Third, the evidence presented below fails to establish entrapment as a matter of law, regardless of whether the "origin of interest" or the "objective" test is applied. As we noted above, it is clear that the trial court did not believe the testimony of the appellant concerning the efforts of the informer Ramey to persuade him to enter into a drug transaction. Unless that testimony was believed, there was before the trial court no evidence whatsoever to show misconduct by any agent of the State. Even if the testimony were to be believed, we doubt whether Ramey's conduct could be considered so outrageous and so offensive as to bar prosecution of the appellant. Thus, entrapment even under the "objective" test was not established as a matter of law.

Judgment affirmed.

Appellant to pay the costs.


[1] We note that counsel was unable to refer us to, and our own research fails to disclose, a single appellate decision in this State in which entrapment was found as a matter of law. See, Fisher v. State, supra, at 249-50, n. 1, and cases cited therein.

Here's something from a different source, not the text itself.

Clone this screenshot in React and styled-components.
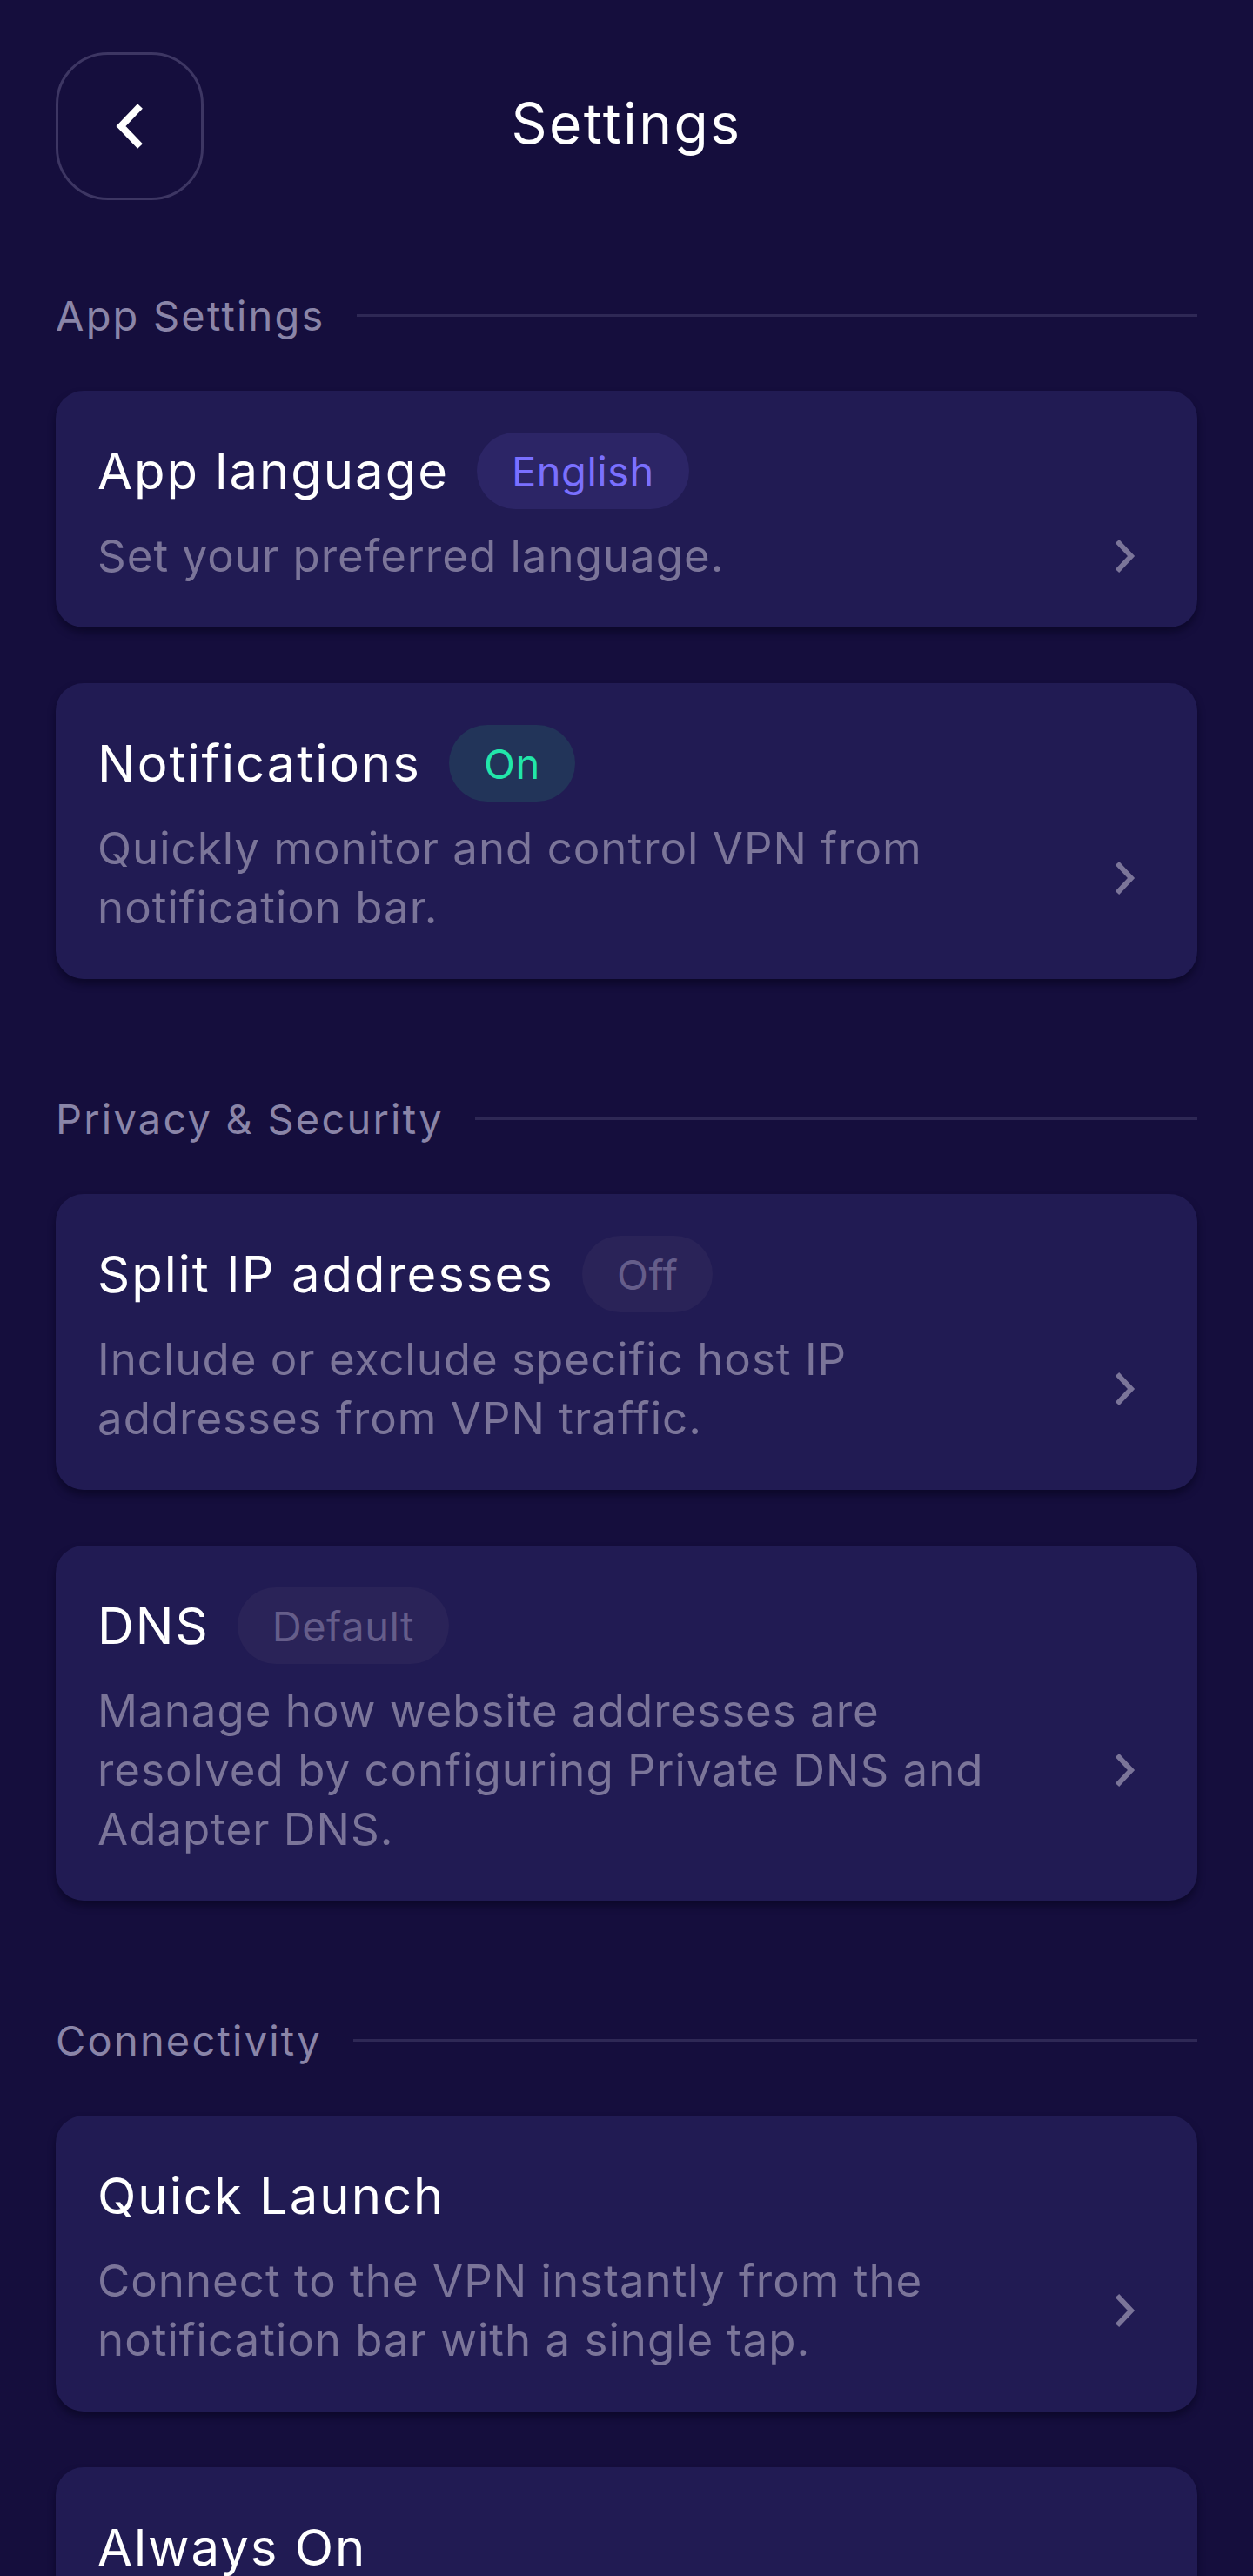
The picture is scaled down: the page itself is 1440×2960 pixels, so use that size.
import React from "react";
import styled, { createGlobalStyle } from "styled-components";

const GlobalStyle = createGlobalStyle`
  html, body {
    margin: 0;
    padding: 0;
    background: #150e3d;
  }
  * { box-sizing: border-box; }
`;

const Screen = styled.div`
  height: 100vh;
  overflow: hidden;
  background: #150e3d;
  font-family: Inter, "Open Sans", "Noto Sans", sans-serif;
  color: #ffffff;
  padding: 60px 64px 0;
`;

const Header = styled.header`
  display: grid;
  grid-template-columns: 170px 1fr 170px;
  align-items: center;
  height: 170px;
  margin-bottom: 100px;
`;

const BackButton = styled.button`
  width: 170px;
  height: 170px;
  border-radius: 60px;
  border: 3px solid #3d3663;
  background: transparent;
  display: flex;
  align-items: center;
  justify-content: center;
  padding: 0;
  cursor: pointer;
`;

const Title = styled.h1`
  margin: 0 0 8px;
  text-align: center;
  font-size: 64px;
  font-weight: 400;
  letter-spacing: 2.5px;
  color: #ffffff;
`;

const Sections = styled.div`
  display: flex;
  flex-direction: column;
  gap: 128px;
`;

const Section = styled.section`
  display: flex;
  flex-direction: column;
`;

const SectionHeader = styled.div`
  display: flex;
  align-items: center;
  gap: 36px;
  height: 64px;
  margin-bottom: 55px;
`;

const SectionLabel = styled.span`
  font-size: 47px;
  font-weight: 400;
  letter-spacing: 2.2px;
  color: #8a85a8;
  white-space: nowrap;
`;

const Rule = styled.div`
  flex: 1;
  height: 3px;
  background: #2e2855;
`;

const CardList = styled.div`
  display: flex;
  flex-direction: column;
  gap: 64px;
`;

const Card = styled.div`
  display: flex;
  flex-direction: column;
  gap: 20px;
  padding: 48px;
  border-radius: 32px;
  background: #211b53;
  box-shadow: 0 6px 8px rgba(6, 3, 28, 0.55);
`;

const TitleRow = styled.div`
  display: flex;
  align-items: center;
  gap: 32px;
  min-height: 88px;
`;

const CardTitle = styled.span`
  font-size: 58px;
  font-weight: 400;
  letter-spacing: 2px;
  color: #ffffff;
`;

const badgeColors = {
  accent: { bg: "#2c2566", fg: "#7a70ff" },
  success: { bg: "#223459", fg: "#22e6aa" },
  muted: { bg: "#2a2358", fg: "#655d8a" },
};

const Badge = styled.span`
  display: inline-flex;
  align-items: center;
  height: 88px;
  padding: 0 40px;
  border-radius: 44px;
  font-size: 47px;
  font-weight: 400;
  letter-spacing: 0.5px;
  background: ${(p) => badgeColors[p.$tone].bg};
  color: ${(p) => badgeColors[p.$tone].fg};
`;

const BodyRow = styled.div`
  display: flex;
  align-items: center;
  justify-content: space-between;
  gap: 40px;
`;

const Description = styled.p`
  margin: 0;
  max-width: 1060px;
  font-size: 51px;
  line-height: 68px;
  letter-spacing: 1px;
  font-weight: 400;
  color: #7b7599;
`;

const ChevronWrap = styled.span`
  display: flex;
  flex-shrink: 0;
  margin-right: 22px;
`;

const BackIcon = () => (
  <svg width="36" height="56" viewBox="0 0 36 56" aria-hidden="true">
    <polyline
      points="30,5 8,28 30,51"
      fill="none"
      stroke="#ffffff"
      strokeWidth="8"
      strokeLinejoin="miter"
    />
  </svg>
);

const Chevron = () => (
  <svg width="28" height="40" viewBox="0 0 28 40" aria-hidden="true">
    <polyline
      points="6,3 22,20 6,37"
      fill="none"
      stroke="#7b7599"
      strokeWidth="6"
      strokeLinejoin="miter"
    />
  </svg>
);

const sections = [
  {
    label: "App Settings",
    items: [
      { title: "App language", badge: "English", tone: "accent", desc: "Set your preferred language." },
      {
        title: "Notifications",
        badge: "On",
        tone: "success",
        desc: "Quickly monitor and control VPN from notification bar.",
      },
    ],
  },
  {
    label: "Privacy & Security",
    items: [
      {
        title: "Split IP addresses",
        badge: "Off",
        tone: "muted",
        desc: "Include or exclude specific host IP addresses from VPN traffic.",
      },
      {
        title: "DNS",
        badge: "Default",
        tone: "muted",
        desc: "Manage how website addresses are resolved by configuring Private DNS and Adapter DNS.",
      },
    ],
  },
  {
    label: "Connectivity",
    items: [
      {
        title: "Quick Launch",
        desc: "Connect to the VPN instantly from the notification bar with a single tap.",
      },
      { title: "Always On" },
    ],
  },
];

export default function App() {
  return (
    <>
      <GlobalStyle />
      <Screen>
        <Header>
          <BackButton aria-label="Back">
            <BackIcon />
          </BackButton>
          <Title>Settings</Title>
          <span />
        </Header>
        <Sections>
          {sections.map((s) => (
            <Section key={s.label}>
              <SectionHeader>
                <SectionLabel>{s.label}</SectionLabel>
                <Rule />
              </SectionHeader>
              <CardList>
                {s.items.map((it) => (
                  <Card key={it.title}>
                    <TitleRow>
                      <CardTitle>{it.title}</CardTitle>
                      {it.badge && <Badge $tone={it.tone}>{it.badge}</Badge>}
                    </TitleRow>
                    {it.desc && (
                      <BodyRow>
                        <Description>{it.desc}</Description>
                        <ChevronWrap>
                          <Chevron />
                        </ChevronWrap>
                      </BodyRow>
                    )}
                  </Card>
                ))}
              </CardList>
            </Section>
          ))}
        </Sections>
      </Screen>
    </>
  );
}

[2] This distinguishes the instant case from that presented in Sherman v. United States, supra, where entrapment was found as a matter of law based on the uncontradicted testimony of the prosecution's witness.

[3] Had the case at bar been tried before a jury, the appellant's testimony would have been sufficient to require that the jury be instructed as to the law of entrapment. See, Byrd v. State, 16 Md. App. 391, 297 A.2d 312 (1972).